What you are asked to do:
Below are some records. Count the lines with "Tailwind" in them and give nothing but the total.

%%

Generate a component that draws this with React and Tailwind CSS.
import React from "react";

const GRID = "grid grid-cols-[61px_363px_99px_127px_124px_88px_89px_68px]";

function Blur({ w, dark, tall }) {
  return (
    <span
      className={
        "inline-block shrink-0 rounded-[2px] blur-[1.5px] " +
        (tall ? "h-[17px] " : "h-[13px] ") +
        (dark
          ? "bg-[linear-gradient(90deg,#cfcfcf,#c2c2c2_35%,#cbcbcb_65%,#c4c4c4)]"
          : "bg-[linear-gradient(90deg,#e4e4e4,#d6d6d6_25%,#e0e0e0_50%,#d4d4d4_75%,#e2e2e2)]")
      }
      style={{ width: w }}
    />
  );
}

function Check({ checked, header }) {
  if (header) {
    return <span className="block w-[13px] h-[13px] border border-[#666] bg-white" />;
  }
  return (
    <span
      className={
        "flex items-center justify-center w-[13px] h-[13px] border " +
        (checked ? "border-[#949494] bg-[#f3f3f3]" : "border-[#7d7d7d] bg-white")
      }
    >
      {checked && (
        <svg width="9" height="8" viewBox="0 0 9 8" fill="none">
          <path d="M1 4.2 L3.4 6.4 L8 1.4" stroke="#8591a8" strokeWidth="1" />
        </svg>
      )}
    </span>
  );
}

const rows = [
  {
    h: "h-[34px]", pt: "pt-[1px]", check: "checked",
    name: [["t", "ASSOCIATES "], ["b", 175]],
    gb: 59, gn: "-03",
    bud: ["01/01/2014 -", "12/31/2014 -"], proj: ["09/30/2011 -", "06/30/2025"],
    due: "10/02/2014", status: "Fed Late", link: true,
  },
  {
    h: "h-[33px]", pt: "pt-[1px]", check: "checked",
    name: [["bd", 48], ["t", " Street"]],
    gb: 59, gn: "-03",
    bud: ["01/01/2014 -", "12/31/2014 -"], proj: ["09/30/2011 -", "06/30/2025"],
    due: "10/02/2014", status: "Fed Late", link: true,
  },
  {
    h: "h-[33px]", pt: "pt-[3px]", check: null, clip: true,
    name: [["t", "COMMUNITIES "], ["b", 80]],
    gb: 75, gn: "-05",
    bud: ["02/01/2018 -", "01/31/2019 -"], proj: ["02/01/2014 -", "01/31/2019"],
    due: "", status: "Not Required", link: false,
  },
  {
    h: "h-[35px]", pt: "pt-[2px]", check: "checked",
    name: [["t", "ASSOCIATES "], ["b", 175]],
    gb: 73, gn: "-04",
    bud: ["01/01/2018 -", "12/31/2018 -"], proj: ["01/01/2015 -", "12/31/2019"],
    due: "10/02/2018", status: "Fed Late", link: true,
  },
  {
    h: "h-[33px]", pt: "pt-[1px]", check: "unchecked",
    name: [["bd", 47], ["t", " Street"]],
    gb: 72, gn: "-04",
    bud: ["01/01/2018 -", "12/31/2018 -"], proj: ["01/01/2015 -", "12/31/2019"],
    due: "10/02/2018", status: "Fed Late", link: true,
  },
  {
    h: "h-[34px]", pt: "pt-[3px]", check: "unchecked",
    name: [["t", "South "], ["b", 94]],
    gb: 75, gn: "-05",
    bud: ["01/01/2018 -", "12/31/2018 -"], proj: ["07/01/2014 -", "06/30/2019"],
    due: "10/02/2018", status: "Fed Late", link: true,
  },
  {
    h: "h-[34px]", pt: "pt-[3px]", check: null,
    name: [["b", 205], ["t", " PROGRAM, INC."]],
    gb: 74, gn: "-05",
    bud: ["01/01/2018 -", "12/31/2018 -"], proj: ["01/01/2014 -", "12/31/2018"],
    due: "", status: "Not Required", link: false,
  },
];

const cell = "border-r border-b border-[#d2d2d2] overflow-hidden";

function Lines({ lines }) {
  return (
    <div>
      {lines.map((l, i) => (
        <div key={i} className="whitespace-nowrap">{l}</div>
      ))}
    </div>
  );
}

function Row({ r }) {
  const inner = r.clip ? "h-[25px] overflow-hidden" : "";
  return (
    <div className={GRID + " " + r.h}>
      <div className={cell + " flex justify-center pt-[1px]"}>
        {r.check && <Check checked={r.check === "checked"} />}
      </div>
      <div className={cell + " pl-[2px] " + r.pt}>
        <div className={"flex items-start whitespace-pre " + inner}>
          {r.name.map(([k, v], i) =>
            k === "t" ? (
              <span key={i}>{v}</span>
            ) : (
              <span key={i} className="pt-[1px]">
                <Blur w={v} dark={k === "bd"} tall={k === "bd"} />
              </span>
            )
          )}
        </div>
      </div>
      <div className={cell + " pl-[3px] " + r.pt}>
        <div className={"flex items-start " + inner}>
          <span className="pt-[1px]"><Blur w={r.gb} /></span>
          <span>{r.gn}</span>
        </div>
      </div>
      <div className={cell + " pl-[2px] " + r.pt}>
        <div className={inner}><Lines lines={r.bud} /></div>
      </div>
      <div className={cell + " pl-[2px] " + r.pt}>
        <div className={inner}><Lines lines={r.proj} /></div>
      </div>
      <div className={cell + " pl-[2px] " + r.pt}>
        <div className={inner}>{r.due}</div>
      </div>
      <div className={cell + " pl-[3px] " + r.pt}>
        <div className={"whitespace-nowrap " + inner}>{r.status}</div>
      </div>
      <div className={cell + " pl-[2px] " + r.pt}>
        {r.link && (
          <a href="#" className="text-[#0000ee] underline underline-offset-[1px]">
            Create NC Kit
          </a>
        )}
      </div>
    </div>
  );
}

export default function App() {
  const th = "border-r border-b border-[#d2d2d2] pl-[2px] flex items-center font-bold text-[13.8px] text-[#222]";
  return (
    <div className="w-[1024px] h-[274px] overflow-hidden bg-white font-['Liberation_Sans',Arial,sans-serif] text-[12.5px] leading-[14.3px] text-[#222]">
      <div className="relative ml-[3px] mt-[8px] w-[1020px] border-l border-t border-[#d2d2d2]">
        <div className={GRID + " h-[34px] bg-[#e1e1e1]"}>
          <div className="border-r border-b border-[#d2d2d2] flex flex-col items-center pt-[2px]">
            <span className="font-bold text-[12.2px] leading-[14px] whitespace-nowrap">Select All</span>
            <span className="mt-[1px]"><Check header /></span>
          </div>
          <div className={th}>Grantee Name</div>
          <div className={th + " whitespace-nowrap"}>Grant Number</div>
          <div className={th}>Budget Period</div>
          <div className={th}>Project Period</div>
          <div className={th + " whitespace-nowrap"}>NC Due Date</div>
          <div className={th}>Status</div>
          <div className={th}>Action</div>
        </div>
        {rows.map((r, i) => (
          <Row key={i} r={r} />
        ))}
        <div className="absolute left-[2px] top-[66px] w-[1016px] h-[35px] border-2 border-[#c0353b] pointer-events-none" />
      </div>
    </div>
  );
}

%%
%%

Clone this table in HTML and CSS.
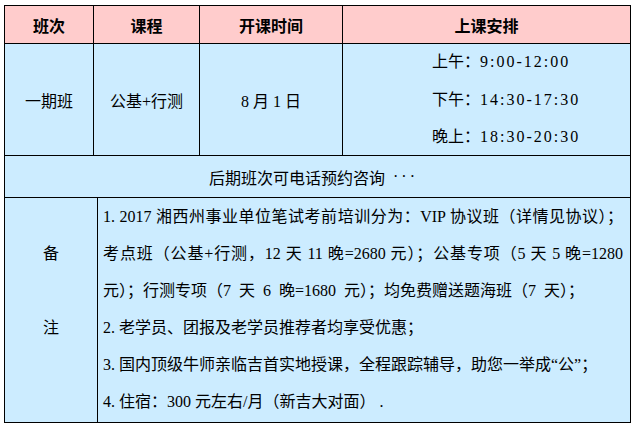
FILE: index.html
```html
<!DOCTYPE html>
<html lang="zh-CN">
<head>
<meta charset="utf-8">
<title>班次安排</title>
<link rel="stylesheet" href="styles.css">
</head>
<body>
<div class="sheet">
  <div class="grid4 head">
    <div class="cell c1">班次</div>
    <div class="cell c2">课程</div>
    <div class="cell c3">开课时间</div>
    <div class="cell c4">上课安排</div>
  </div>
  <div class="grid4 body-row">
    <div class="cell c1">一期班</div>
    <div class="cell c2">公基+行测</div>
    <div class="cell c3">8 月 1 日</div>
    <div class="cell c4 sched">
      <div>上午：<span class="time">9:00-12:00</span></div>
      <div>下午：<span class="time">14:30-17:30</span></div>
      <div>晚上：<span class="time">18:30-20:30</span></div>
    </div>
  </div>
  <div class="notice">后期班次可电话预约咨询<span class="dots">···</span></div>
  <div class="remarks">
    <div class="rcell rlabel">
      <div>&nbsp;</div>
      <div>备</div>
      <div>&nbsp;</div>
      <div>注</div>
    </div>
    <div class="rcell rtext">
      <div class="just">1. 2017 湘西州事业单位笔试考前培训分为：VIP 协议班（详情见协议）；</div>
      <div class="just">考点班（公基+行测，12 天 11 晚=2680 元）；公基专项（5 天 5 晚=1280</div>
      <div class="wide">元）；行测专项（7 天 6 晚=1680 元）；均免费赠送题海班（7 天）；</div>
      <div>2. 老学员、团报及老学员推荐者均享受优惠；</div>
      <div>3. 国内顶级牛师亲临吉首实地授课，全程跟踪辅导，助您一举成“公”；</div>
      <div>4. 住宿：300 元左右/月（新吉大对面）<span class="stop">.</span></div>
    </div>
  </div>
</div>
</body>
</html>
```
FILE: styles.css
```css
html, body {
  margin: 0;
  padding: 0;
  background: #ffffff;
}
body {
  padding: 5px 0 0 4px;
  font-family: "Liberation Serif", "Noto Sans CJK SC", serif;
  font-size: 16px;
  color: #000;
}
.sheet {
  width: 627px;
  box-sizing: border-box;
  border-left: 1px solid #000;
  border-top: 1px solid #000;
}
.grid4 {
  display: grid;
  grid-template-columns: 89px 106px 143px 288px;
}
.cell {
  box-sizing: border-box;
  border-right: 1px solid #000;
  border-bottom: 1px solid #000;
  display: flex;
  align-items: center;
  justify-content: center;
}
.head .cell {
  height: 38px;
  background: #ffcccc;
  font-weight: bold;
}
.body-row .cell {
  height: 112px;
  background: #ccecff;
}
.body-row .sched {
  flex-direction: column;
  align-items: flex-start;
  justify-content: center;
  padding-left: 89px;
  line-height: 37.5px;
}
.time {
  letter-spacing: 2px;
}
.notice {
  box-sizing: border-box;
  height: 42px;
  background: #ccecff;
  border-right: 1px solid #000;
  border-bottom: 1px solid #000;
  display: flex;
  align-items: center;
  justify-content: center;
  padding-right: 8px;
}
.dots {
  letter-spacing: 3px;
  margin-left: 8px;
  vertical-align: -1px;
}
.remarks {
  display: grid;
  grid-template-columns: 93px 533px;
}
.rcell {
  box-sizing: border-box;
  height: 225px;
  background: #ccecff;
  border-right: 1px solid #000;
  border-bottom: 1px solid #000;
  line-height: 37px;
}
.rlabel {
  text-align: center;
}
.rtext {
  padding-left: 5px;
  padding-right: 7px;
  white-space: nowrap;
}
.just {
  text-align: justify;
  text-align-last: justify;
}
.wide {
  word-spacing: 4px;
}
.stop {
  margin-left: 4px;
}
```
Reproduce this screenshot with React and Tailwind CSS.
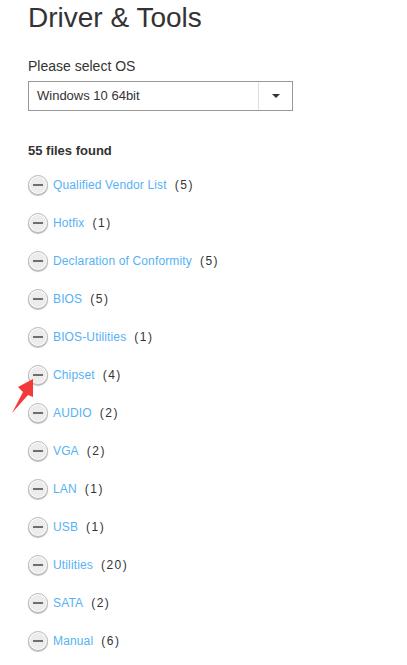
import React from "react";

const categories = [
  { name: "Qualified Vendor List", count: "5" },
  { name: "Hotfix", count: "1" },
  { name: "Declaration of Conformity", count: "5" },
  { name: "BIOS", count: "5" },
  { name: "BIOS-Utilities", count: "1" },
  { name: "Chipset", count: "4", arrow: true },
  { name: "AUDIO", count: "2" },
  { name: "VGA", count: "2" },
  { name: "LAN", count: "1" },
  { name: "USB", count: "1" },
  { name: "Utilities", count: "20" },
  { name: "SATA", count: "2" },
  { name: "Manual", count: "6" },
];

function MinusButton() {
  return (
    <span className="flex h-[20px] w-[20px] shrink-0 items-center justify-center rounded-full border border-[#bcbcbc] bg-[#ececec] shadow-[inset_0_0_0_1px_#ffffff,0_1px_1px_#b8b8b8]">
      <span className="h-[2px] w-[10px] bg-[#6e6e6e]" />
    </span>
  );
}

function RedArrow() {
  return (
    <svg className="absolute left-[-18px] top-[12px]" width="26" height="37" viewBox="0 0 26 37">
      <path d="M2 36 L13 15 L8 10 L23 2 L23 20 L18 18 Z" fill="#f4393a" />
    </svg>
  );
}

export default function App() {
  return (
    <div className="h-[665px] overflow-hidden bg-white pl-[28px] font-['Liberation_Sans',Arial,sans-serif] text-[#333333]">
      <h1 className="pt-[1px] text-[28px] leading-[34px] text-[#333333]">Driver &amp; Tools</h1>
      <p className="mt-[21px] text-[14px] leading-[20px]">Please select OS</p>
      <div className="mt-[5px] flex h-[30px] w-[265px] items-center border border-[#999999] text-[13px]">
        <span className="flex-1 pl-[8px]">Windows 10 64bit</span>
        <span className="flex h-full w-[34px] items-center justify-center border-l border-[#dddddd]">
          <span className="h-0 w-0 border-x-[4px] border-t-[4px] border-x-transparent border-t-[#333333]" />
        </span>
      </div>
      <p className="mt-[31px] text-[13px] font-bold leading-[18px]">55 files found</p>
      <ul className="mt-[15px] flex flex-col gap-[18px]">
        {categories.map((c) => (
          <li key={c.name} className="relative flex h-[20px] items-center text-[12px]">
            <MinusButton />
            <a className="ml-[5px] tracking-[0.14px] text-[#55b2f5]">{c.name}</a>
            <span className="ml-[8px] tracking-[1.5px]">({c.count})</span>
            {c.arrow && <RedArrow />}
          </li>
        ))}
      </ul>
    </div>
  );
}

%%

In response:
2